■ **Written request**
Your task is to transcribe all of the data below exactly, omitting the images.

■ **Data**
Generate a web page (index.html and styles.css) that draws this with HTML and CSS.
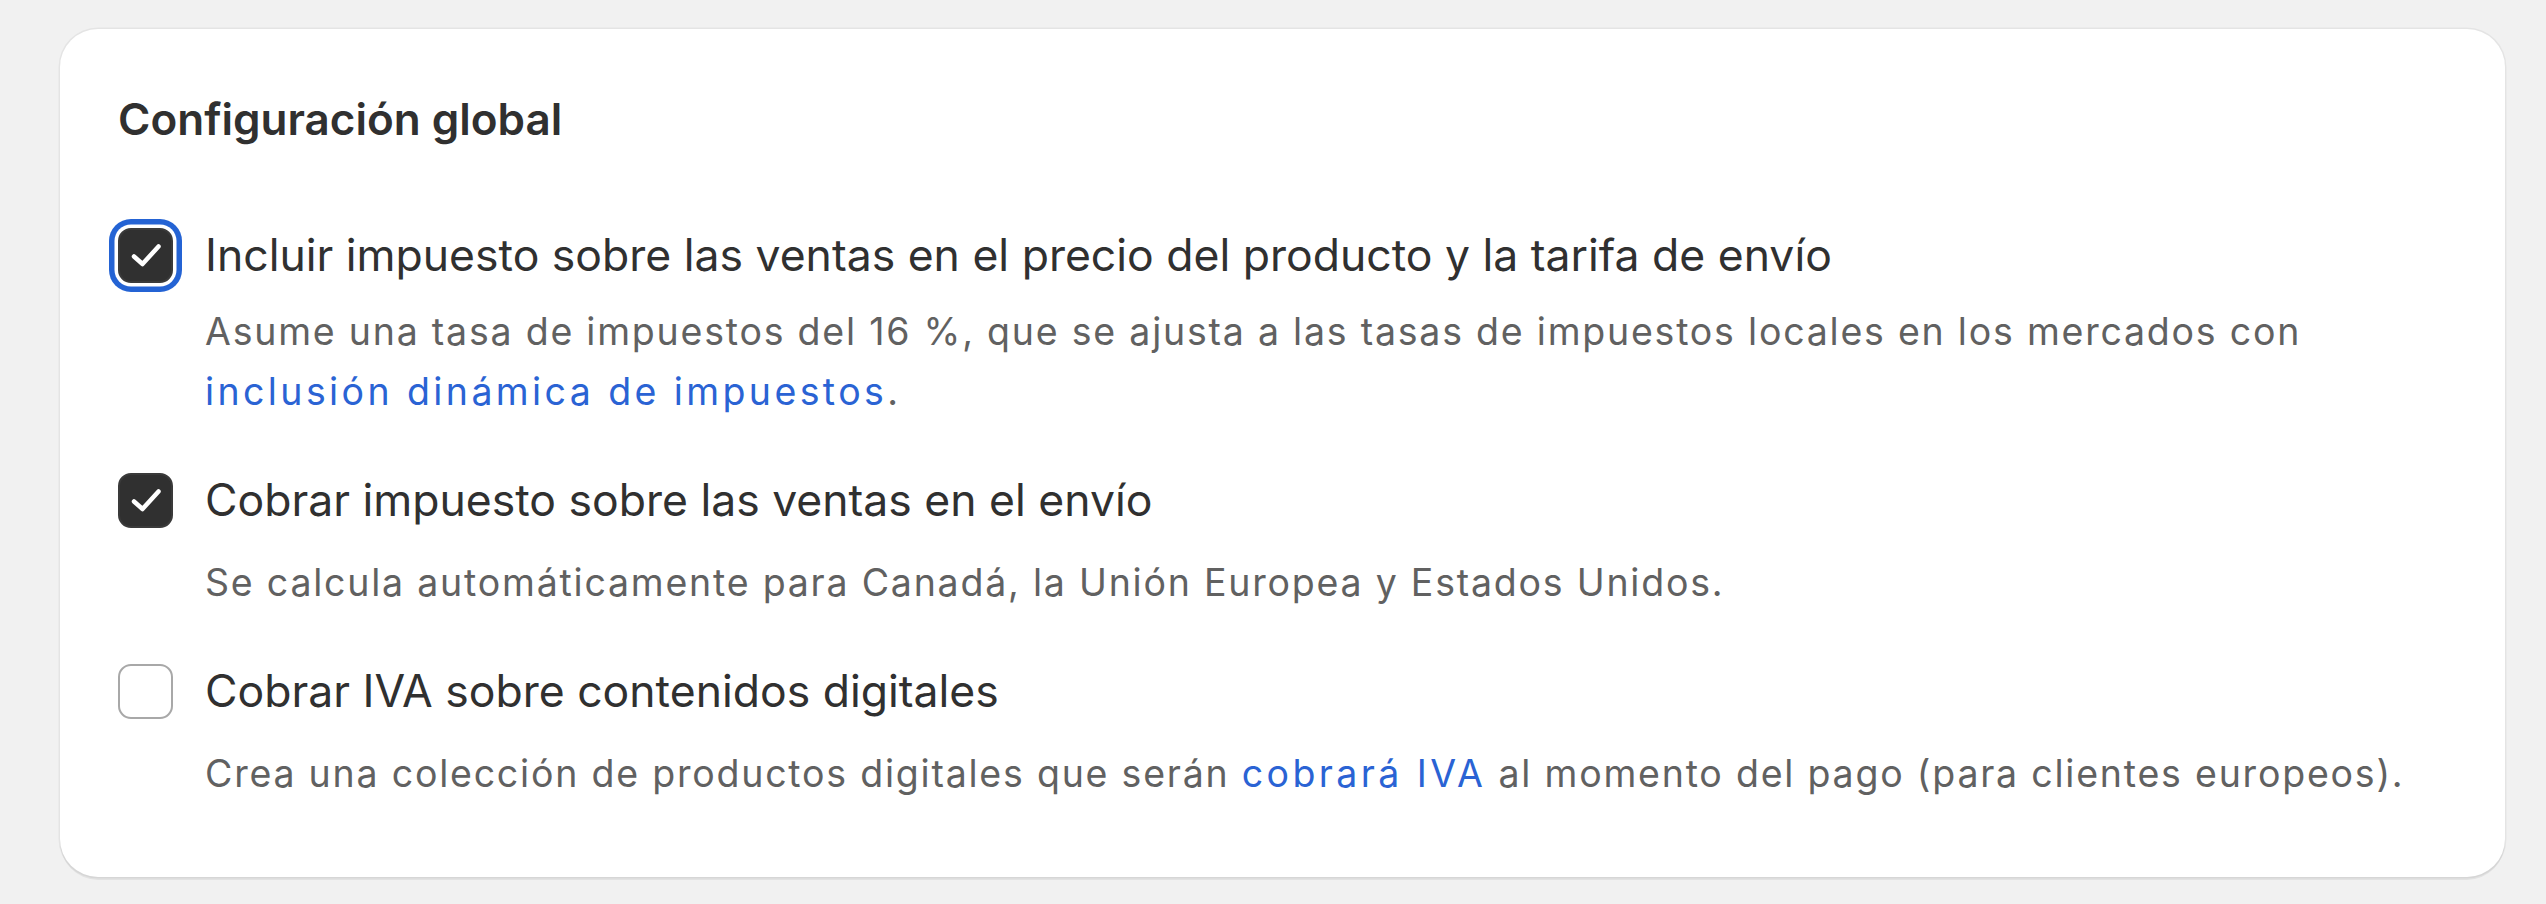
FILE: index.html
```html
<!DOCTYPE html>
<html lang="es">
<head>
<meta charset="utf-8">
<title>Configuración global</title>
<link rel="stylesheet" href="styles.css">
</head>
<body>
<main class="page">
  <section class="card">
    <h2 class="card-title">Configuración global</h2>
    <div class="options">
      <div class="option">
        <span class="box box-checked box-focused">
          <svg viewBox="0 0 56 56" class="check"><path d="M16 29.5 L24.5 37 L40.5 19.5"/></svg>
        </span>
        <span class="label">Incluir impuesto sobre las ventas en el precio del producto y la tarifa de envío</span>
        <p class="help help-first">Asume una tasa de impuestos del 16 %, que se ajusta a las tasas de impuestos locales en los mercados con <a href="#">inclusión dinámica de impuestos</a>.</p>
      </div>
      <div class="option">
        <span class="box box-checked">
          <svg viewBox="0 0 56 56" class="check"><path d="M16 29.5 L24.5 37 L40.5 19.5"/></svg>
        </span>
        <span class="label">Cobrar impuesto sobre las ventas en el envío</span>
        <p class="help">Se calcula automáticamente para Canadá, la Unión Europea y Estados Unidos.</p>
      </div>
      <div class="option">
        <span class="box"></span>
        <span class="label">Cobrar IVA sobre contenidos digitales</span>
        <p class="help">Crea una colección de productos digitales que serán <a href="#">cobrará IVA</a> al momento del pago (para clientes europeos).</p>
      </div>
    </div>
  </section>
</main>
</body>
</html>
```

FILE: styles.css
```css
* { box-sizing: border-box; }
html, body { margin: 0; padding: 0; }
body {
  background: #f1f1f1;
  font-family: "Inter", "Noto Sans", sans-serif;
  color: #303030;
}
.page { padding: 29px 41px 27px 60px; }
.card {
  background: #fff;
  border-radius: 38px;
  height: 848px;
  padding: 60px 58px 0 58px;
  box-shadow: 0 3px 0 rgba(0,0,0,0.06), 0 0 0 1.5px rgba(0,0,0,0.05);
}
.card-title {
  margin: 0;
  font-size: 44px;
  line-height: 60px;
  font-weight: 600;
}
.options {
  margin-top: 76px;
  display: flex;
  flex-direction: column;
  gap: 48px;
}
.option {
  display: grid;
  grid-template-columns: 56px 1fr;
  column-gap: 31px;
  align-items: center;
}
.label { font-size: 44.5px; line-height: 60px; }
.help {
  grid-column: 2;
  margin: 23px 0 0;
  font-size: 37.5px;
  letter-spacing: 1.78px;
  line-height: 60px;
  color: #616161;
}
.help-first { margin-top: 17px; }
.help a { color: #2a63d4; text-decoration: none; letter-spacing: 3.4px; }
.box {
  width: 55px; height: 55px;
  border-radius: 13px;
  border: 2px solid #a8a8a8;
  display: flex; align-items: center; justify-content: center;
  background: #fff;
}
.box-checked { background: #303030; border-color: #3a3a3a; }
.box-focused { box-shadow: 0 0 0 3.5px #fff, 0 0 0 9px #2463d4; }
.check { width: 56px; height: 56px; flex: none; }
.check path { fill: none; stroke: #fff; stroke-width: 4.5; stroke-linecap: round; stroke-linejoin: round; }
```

■ **Written solution**
Generate a web page (index.html and styles.css) that draws this with HTML and CSS.
FILE: index.html
```html
<!DOCTYPE html>
<html lang="es">
<head>
<meta charset="utf-8">
<title>Configuración global</title>
<link rel="stylesheet" href="styles.css">
</head>
<body>
<main class="page">
  <section class="card">
    <h2 class="card-title">Configuración global</h2>
    <div class="options">
      <div class="option">
        <span class="box box-checked box-focused">
          <svg viewBox="0 0 56 56" class="check"><path d="M16 29.5 L24.5 37 L40.5 19.5"/></svg>
        </span>
        <span class="label">Incluir impuesto sobre las ventas en el precio del producto y la tarifa de envío</span>
        <p class="help help-first">Asume una tasa de impuestos del 16 %, que se ajusta a las tasas de impuestos locales en los mercados con <a href="#">inclusión dinámica de impuestos</a>.</p>
      </div>
      <div class="option">
        <span class="box box-checked">
          <svg viewBox="0 0 56 56" class="check"><path d="M16 29.5 L24.5 37 L40.5 19.5"/></svg>
        </span>
        <span class="label">Cobrar impuesto sobre las ventas en el envío</span>
        <p class="help">Se calcula automáticamente para Canadá, la Unión Europea y Estados Unidos.</p>
      </div>
      <div class="option">
        <span class="box"></span>
        <span class="label">Cobrar IVA sobre contenidos digitales</span>
        <p class="help">Crea una colección de productos digitales que serán <a href="#">cobrará IVA</a> al momento del pago (para clientes europeos).</p>
      </div>
    </div>
  </section>
</main>
</body>
</html>
```

FILE: styles.css
```css
* { box-sizing: border-box; }
html, body { margin: 0; padding: 0; }
body {
  background: #f1f1f1;
  font-family: "Inter", "Noto Sans", sans-serif;
  color: #303030;
}
.page { padding: 29px 41px 27px 60px; }
.card {
  background: #fff;
  border-radius: 38px;
  height: 848px;
  padding: 60px 58px 0 58px;
  box-shadow: 0 3px 0 rgba(0,0,0,0.06), 0 0 0 1.5px rgba(0,0,0,0.05);
}
.card-title {
  margin: 0;
  font-size: 44px;
  line-height: 60px;
  font-weight: 600;
}
.options {
  margin-top: 76px;
  display: flex;
  flex-direction: column;
  gap: 48px;
}
.option {
  display: grid;
  grid-template-columns: 56px 1fr;
  column-gap: 31px;
  align-items: center;
}
.label { font-size: 44.5px; line-height: 60px; }
.help {
  grid-column: 2;
  margin: 23px 0 0;
  font-size: 37.5px;
  letter-spacing: 1.78px;
  line-height: 60px;
  color: #616161;
}
.help-first { margin-top: 17px; }
.help a { color: #2a63d4; text-decoration: none; letter-spacing: 3.4px; }
.box {
  width: 55px; height: 55px;
  border-radius: 13px;
  border: 2px solid #a8a8a8;
  display: flex; align-items: center; justify-content: center;
  background: #fff;
}
.box-checked { background: #303030; border-color: #3a3a3a; }
.box-focused { box-shadow: 0 0 0 3.5px #fff, 0 0 0 9px #2463d4; }
.check { width: 56px; height: 56px; flex: none; }
.check path { fill: none; stroke: #fff; stroke-width: 4.5; stroke-linecap: round; stroke-linejoin: round; }
```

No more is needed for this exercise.